= Philippe DioGuardi =

Canadian tax lawyer

Philippe DioGuardi is a Canadian tax lawyer. His practice is focused exclusively on remediation of problems with tax compliance and collection issues, and was among the first in Canada to offer the opportunity of a lawyer-protected tax amnesty for serious penalties and risk of prosecution associated with unreported income and years of unfiled back taxes. He is also an author and co-wrote with his father The Taxman Is Watching, which was on the Canadian business bestseller book list for 10 weeks.

== Background ==
DioGuardi was born in Hull, Quebec (now Gatineau, Quebec) in 1961. His mother is French Canadian with roots in Quebec dating back to the 1700s. His father, Paul DioGuardi, an English Canadian from Ottawa, was a law student at the university in Kingston, Ontario. He grew up fluent in English and French. His father took his call to the bar and worked in investigations with the Canada Revenue Agency, and thereafter for the Department of Justice, representing the tax agency in complex and high level criminal and international cases. As a boy DioGuardi often shared family dinners with CRA auditors and investigators, and even tax court judges. Eventually his father left the public sector to establish a private tax law practice in Ottawa.

== Career ==
DioGuardi attended University of Ottawa Law School, earning degrees in both common law (LLB) the Civil Code of Quebec (LL.L). Called to the bar in Ontario and the Barreau du Québec, DioGuardi entered into private practice as a tax litigator, representing clients in civil and criminal matters in both languages in both Ontario and Quebec.

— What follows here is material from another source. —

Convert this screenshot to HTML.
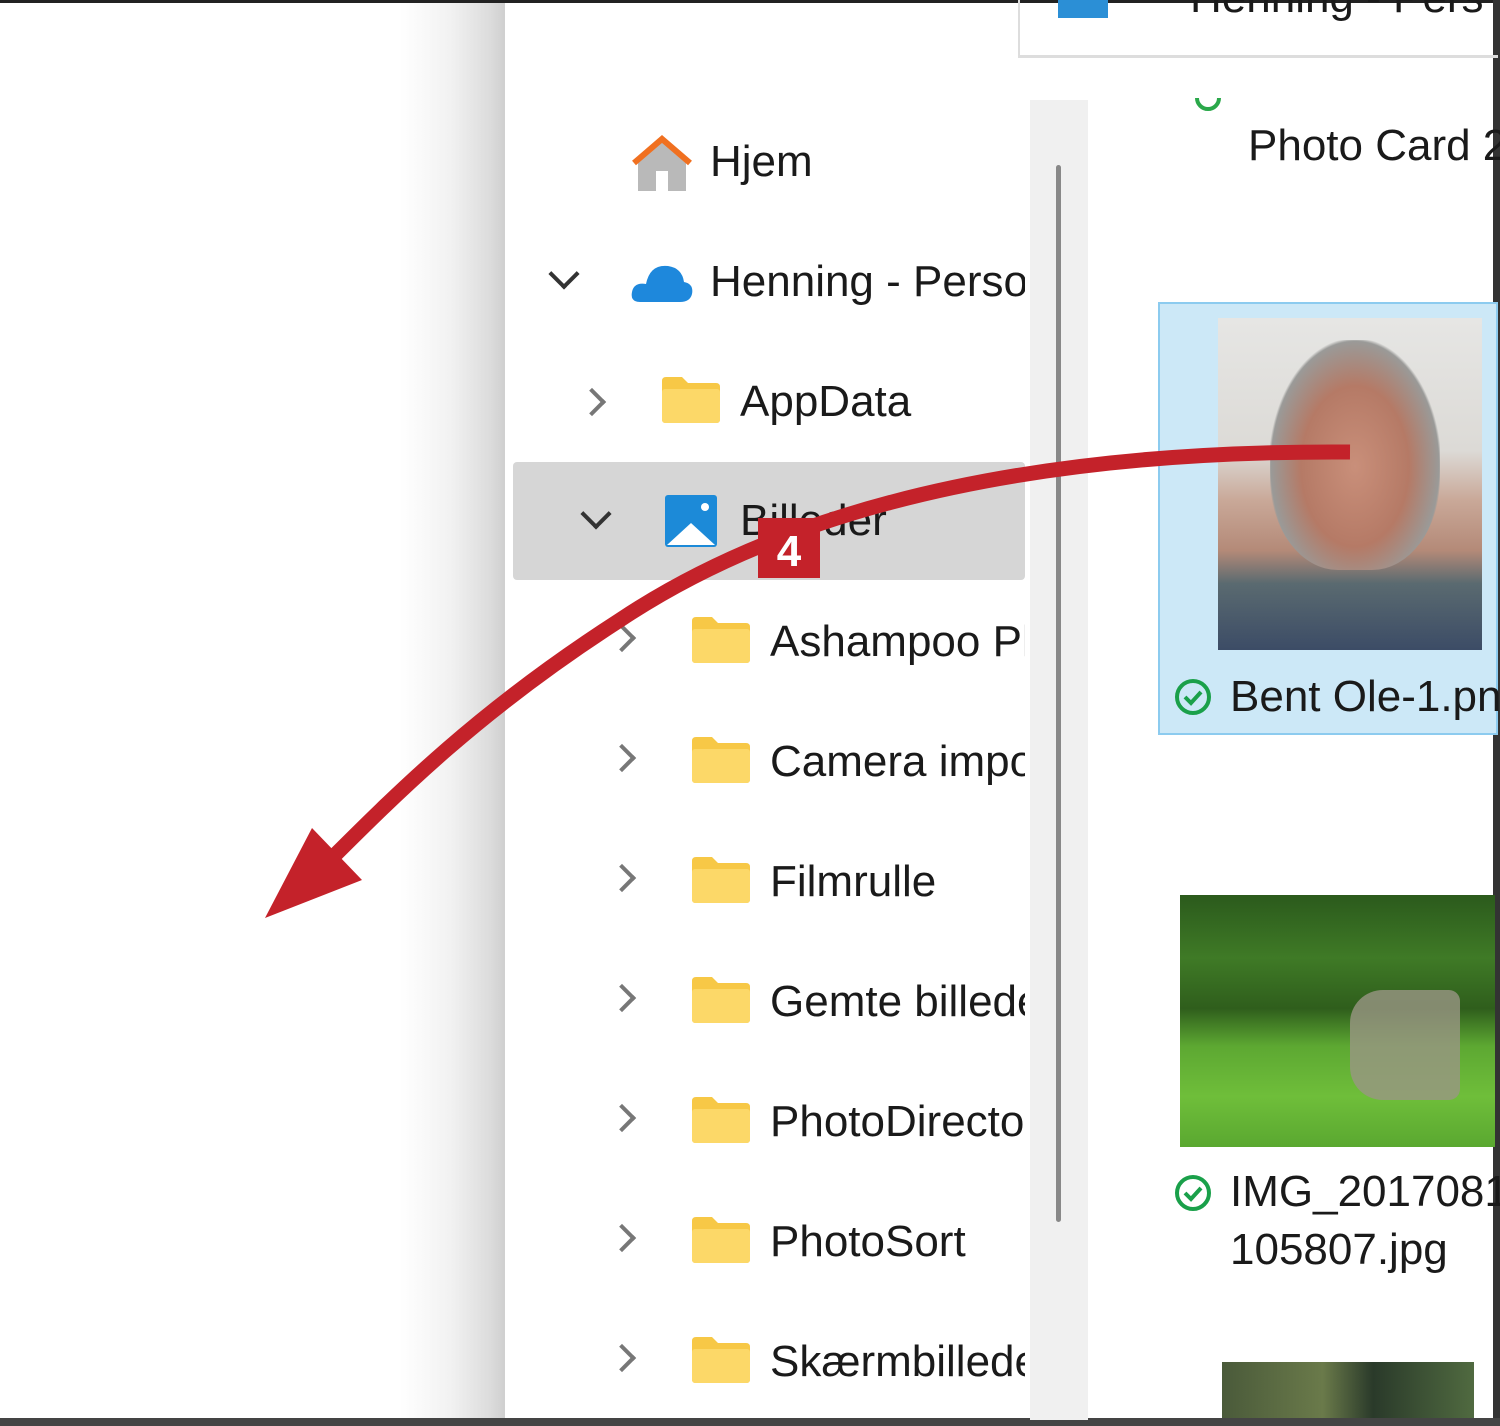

In 2004 he joined with his father to create a law firm focused exclusively on the resolution of taxpayer delinquencies and conflicts with the tax authorities. The DioGuardi Tax Law firm was among the first in Canada to assist taxpayers in the filing of a tax amnesty (voluntary disclosure) to resolve unreported income and unfiled back taxes. Originally located in downtown Ottawa, the firm set up offices in downtown Toronto in 2003, suburban Mississauga in 2007, and Vancouver, British Columbia in 2008.

In 2015, DioGuardi was found guilty of professional misconduct and fined $5,000 along with $75,000 costs and a six-week suspension.

== Books ==
In 2008, DioGuardi and his father co-authored The Taxman Is Watching, published by HarperCollins Canada. The book was on the Canadian business bestseller list for 10 weeks.

DioGuardi and his father have been frequent guests on television and radio interview shows including: CBC Radio One: Ontario Today, the Ted Woloshyn show on Talk Radio 1010 in Toronto, the Stephen LeDrew television show on CityTV, and national and local newspapers including the Toronto Star, the National Post, and the Globe and Mail. The two have been quoted in newspaper and magazine articles.